*WHAT IS EXPECTED*
Repeat the material below word for word and leave out all pictures.

*DATA EXCERPT*
☆ ☆ ☆ ☆
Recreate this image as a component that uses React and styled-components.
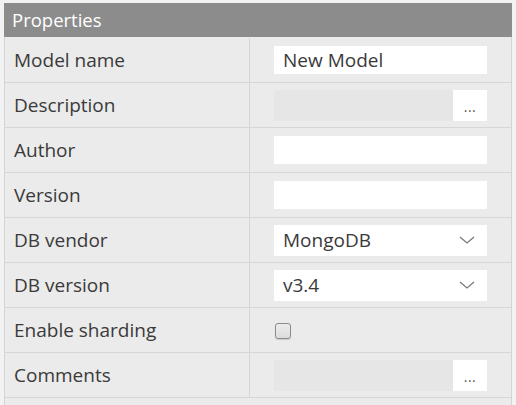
import React from 'react';
import styled, { createGlobalStyle } from 'styled-components';

const GlobalStyle = createGlobalStyle`
  html, body {
    margin: 0;
    padding: 0;
    background: #f2f2f2;
    font-family: "Open Sans", "Liberation Sans", sans-serif;
  }
`;

const rows = [
  { label: 'Model name', kind: 'text', value: 'New Model' },
  { label: 'Description', kind: 'popup' },
  { label: 'Author', kind: 'text', value: '' },
  { label: 'Version', kind: 'text', value: '' },
  { label: 'DB vendor', kind: 'select', value: 'MongoDB' },
  { label: 'DB version', kind: 'select', value: 'v3.4' },
  { label: 'Enable sharding', kind: 'check' },
  { label: 'Comments', kind: 'popup' },
];

function Chevron() {
  return (
    <svg width="16" height="8" viewBox="0 0 16 8">
      <path d="M1 1 L8 7 L15 1" fill="none" stroke="#7a7a7a" strokeWidth="1.3" />
    </svg>
  );
}

function Field({ row }) {
  if (row.kind === 'text') return <TextBox>{row.value}</TextBox>;
  if (row.kind === 'select')
    return (
      <SelectBox>
        <span>{row.value}</span>
        <Chevron />
      </SelectBox>
    );
  if (row.kind === 'check') return <CheckBox />;
  return (
    <PopupBox>
      <PopupArea />
      <DotsButton>...</DotsButton>
    </PopupBox>
  );
}

export default function App() {
  return (
    <>
      <GlobalStyle />
      <Panel>
        <Header>Properties</Header>
        {rows.map((row) => (
          <Row key={row.label}>
            <Label>{row.label}</Label>
            <Value>
              <Field row={row} />
            </Value>
          </Row>
        ))}
        <Row $empty />
      </Panel>
    </>
  );
}

const Panel = styled.div`
  width: 508px;
  margin: 3px 0 0 4px;
  border-left: 1px solid #d4d4d4;
  border-right: 1px solid #d4d4d4;
  box-sizing: border-box;
  background: #ebebeb;
`;

const Header = styled.div`
  height: 34px;
  line-height: 33px;
  background: #8c8c8c;
  color: #ffffff;
  font-size: 18.5px;
  padding-left: 8px;
  margin-left: -1px;
  margin-right: -1px;
`;

const Row = styled.div`
  display: grid;
  grid-template-columns: 245px 1fr;
  height: ${(p) => (p.$empty ? '12px' : '44px')};
  border-top: 1px solid #d6d6d6;
  &:nth-child(2) {
    border-top: 1px solid #ebebeb;
  }
`;

const Label = styled.div`
  display: flex;
  align-items: center;
  padding-left: 9px;
  font-size: 19px;
  color: #3a3a3a;
  border-right: 1px solid #d6d6d6;
`;

const Value = styled.div`
  display: flex;
  align-items: center;
  padding-left: 24px;
`;

const TextBox = styled.div`
  width: 213px;
  height: 28px;
  box-sizing: border-box;
  background: #ffffff;
  padding-left: 9px;
  font-size: 19px;
  line-height: 28px;
  color: #3a3a3a;
`;

const SelectBox = styled.div`
  width: 213px;
  height: 31px;
  box-sizing: border-box;
  background: #ffffff;
  padding: 0 12px 0 9px;
  display: flex;
  align-items: center;
  justify-content: space-between;
  font-size: 19px;
  color: #3a3a3a;
`;

const PopupBox = styled.div`
  width: 213px;
  height: 31px;
  display: flex;
`;

const PopupArea = styled.div`
  flex: 1;
  background-color: #e6e6e6;
  background-image: radial-gradient(#f6f6f6 0.6px, transparent 0.7px);
  background-size: 2px 2px;
`;

const DotsButton = styled.div`
  width: 34px;
  background: #ffffff;
  color: #555;
  font-size: 14px;
  letter-spacing: 0.5px;
  display: flex;
  align-items: flex-end;
  justify-content: center;
  padding-bottom: 5px;
  box-sizing: border-box;
`;

const CheckBox = styled.div`
  width: 16px;
  height: 16px;
  margin: 1px 0 0 1px;
  box-sizing: border-box;
  border: 1px solid #8c8c8c;
  border-radius: 3px;
  background: linear-gradient(#ececec, #dcdcdc);
  box-shadow: 0 1px 1px rgba(0, 0, 0, 0.15);
`;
☆ ☆ ☆ ☆
*WRITTEN ANSWER*
Recreate this image as a component that uses React and styled-components.
import React from 'react';
import styled, { createGlobalStyle } from 'styled-components';

const GlobalStyle = createGlobalStyle`
  html, body {
    margin: 0;
    padding: 0;
    background: #f2f2f2;
    font-family: "Open Sans", "Liberation Sans", sans-serif;
  }
`;

const rows = [
  { label: 'Model name', kind: 'text', value: 'New Model' },
  { label: 'Description', kind: 'popup' },
  { label: 'Author', kind: 'text', value: '' },
  { label: 'Version', kind: 'text', value: '' },
  { label: 'DB vendor', kind: 'select', value: 'MongoDB' },
  { label: 'DB version', kind: 'select', value: 'v3.4' },
  { label: 'Enable sharding', kind: 'check' },
  { label: 'Comments', kind: 'popup' },
];

function Chevron() {
  return (
    <svg width="16" height="8" viewBox="0 0 16 8">
      <path d="M1 1 L8 7 L15 1" fill="none" stroke="#7a7a7a" strokeWidth="1.3" />
    </svg>
  );
}

function Field({ row }) {
  if (row.kind === 'text') return <TextBox>{row.value}</TextBox>;
  if (row.kind === 'select')
    return (
      <SelectBox>
        <span>{row.value}</span>
        <Chevron />
      </SelectBox>
    );
  if (row.kind === 'check') return <CheckBox />;
  return (
    <PopupBox>
      <PopupArea />
      <DotsButton>...</DotsButton>
    </PopupBox>
  );
}

export default function App() {
  return (
    <>
      <GlobalStyle />
      <Panel>
        <Header>Properties</Header>
        {rows.map((row) => (
          <Row key={row.label}>
            <Label>{row.label}</Label>
            <Value>
              <Field row={row} />
            </Value>
          </Row>
        ))}
        <Row $empty />
      </Panel>
    </>
  );
}

const Panel = styled.div`
  width: 508px;
  margin: 3px 0 0 4px;
  border-left: 1px solid #d4d4d4;
  border-right: 1px solid #d4d4d4;
  box-sizing: border-box;
  background: #ebebeb;
`;

const Header = styled.div`
  height: 34px;
  line-height: 33px;
  background: #8c8c8c;
  color: #ffffff;
  font-size: 18.5px;
  padding-left: 8px;
  margin-left: -1px;
  margin-right: -1px;
`;

const Row = styled.div`
  display: grid;
  grid-template-columns: 245px 1fr;
  height: ${(p) => (p.$empty ? '12px' : '44px')};
  border-top: 1px solid #d6d6d6;
  &:nth-child(2) {
    border-top: 1px solid #ebebeb;
  }
`;

const Label = styled.div`
  display: flex;
  align-items: center;
  padding-left: 9px;
  font-size: 19px;
  color: #3a3a3a;
  border-right: 1px solid #d6d6d6;
`;

const Value = styled.div`
  display: flex;
  align-items: center;
  padding-left: 24px;
`;

const TextBox = styled.div`
  width: 213px;
  height: 28px;
  box-sizing: border-box;
  background: #ffffff;
  padding-left: 9px;
  font-size: 19px;
  line-height: 28px;
  color: #3a3a3a;
`;

const SelectBox = styled.div`
  width: 213px;
  height: 31px;
  box-sizing: border-box;
  background: #ffffff;
  padding: 0 12px 0 9px;
  display: flex;
  align-items: center;
  justify-content: space-between;
  font-size: 19px;
  color: #3a3a3a;
`;

const PopupBox = styled.div`
  width: 213px;
  height: 31px;
  display: flex;
`;

const PopupArea = styled.div`
  flex: 1;
  background-color: #e6e6e6;
  background-image: radial-gradient(#f6f6f6 0.6px, transparent 0.7px);
  background-size: 2px 2px;
`;

const DotsButton = styled.div`
  width: 34px;
  background: #ffffff;
  color: #555;
  font-size: 14px;
  letter-spacing: 0.5px;
  display: flex;
  align-items: flex-end;
  justify-content: center;
  padding-bottom: 5px;
  box-sizing: border-box;
`;

const CheckBox = styled.div`
  width: 16px;
  height: 16px;
  margin: 1px 0 0 1px;
  box-sizing: border-box;
  border: 1px solid #8c8c8c;
  border-radius: 3px;
  background: linear-gradient(#ececec, #dcdcdc);
  box-shadow: 0 1px 1px rgba(0, 0, 0, 0.15);
`;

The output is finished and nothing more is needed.